Friday, March 02, 2007
The Prince of Atlantis
Speaking of holes at the bottom of the ocean, in the latest installment of his regular "Comic Urban Legend" column for Comics Should Be Good, Brian Cronin explains that Marvel Comics' Prince Namor was orginally intended as a tie-in to an aborted movie serial.
Ronin Ro describes the situation in his book, Tales To Astonish: Jack Kirby, Stan Lee and the American Comic Book Revolution.It occurs to me that many of the Golden Age characters of Timely Comics (later Marvel) were much more sfnal than their contemporaries at the other houses. The Human Torch was an android, Captain America was the result of scientific experimentation, and Namor was a member of a hidden subspecies of humanity. This at a time when many other heroes got their powers from magic rings, helmets, and belts, or had them granted by supernatural forces like gods or hidden lamas or such (with aliens like Superman and heroes who got their powers from drugs, such as Hourman and the original Blue Beetle being notable exceptions). Come to that, in Marvel's Silver Age the only heroes who have anything that might not be considered sfnal origins are Thor (whose "divine" origins were later given a science fictional spin when the Asgardians were revealed to be merely extradimensional aliens) and Doctor Strange (but there again, his "magic" was involved with trucking with powers in other dimensions and realms of existence, and could conceivably be explained as interaction with spacetimes of differing physical laws). I think that's largely why Marvel's new Ultimates line works so well, which treats all of the characters and concepts as science fiction; they play a little fast-and-loose with Thor, giving the reader the equally valid interpretations that the character really is an Asgardian god, or that he might just be a complete nutter with a high-tech hammer.

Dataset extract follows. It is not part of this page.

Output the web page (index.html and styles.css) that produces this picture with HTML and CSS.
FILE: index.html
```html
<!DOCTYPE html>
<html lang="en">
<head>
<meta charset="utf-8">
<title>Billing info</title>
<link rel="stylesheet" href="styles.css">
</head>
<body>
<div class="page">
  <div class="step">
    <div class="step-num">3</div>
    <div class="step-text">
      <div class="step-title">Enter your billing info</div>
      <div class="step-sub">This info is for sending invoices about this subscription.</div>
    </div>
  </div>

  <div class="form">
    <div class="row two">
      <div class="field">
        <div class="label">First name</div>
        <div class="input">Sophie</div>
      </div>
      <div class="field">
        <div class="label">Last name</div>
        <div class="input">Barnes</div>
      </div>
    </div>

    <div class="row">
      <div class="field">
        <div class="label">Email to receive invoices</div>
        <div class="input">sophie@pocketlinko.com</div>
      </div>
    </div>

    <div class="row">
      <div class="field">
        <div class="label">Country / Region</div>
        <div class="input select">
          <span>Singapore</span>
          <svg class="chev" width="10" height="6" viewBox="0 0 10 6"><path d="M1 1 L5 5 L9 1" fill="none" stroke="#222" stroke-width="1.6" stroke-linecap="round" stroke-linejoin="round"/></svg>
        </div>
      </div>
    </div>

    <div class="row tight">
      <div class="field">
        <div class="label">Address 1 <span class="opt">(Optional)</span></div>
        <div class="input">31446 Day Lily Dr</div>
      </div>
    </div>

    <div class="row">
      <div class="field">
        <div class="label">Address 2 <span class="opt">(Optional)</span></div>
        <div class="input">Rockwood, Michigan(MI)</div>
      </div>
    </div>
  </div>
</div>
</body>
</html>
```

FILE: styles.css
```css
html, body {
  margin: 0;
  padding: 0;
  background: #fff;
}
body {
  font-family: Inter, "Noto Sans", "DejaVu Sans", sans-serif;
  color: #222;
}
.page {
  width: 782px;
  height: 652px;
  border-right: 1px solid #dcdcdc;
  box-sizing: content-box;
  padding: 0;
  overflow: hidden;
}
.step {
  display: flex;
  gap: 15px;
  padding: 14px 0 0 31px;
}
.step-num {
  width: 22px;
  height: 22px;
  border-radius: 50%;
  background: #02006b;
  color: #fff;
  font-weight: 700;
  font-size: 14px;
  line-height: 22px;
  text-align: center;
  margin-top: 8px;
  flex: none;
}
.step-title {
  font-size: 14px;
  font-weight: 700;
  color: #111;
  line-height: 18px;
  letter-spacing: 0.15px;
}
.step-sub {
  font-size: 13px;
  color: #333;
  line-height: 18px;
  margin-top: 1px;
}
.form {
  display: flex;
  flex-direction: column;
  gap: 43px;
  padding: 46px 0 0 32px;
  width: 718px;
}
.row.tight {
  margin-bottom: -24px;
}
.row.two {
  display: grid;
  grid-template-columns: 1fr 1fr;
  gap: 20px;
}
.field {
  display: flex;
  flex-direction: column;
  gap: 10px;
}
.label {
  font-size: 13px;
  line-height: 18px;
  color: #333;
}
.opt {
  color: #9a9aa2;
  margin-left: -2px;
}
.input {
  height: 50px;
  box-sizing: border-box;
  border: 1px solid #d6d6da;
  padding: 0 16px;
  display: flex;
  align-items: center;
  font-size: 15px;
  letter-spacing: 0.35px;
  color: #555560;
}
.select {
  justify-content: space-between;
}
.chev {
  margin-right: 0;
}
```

In 1936, Republic Pictures answered the successful Flash Gordon serials by launching a serial series called Undersea Kingdom, which told the tale of “Crash Corrigan” taking a “rocket submarine” to the lost city of Atlantis only to become caught up in a civil war.
Columbia Pictures decided to answer this by having their own serial (in Technicolor!) called The Lost Atlantis, which would features as one of the plots a surfaceman falling in love with Atlantis royalty, with the two having a son, who would star in his own spin-off serial called The Prince of Atlantis.
Eventually, though, budgets could not be worked out, and the series was cancelled before the serial ever aired. However, one of the marketing ideas for the comic was to have comic book artist Bill Everett create a comic book serial to tie in to both serials.
Everett did so, and the comic was printed into a promotional giveaway comic called Motion Pictures Funnies Weekly.
However, once the movie was cancelled, so was the giveaway book. Until 1974, most everyone thought that Namor’s first comic book appearance was in Marvel Comics #1, but that very same story appeared in Motion Pictures Funnies Weekly!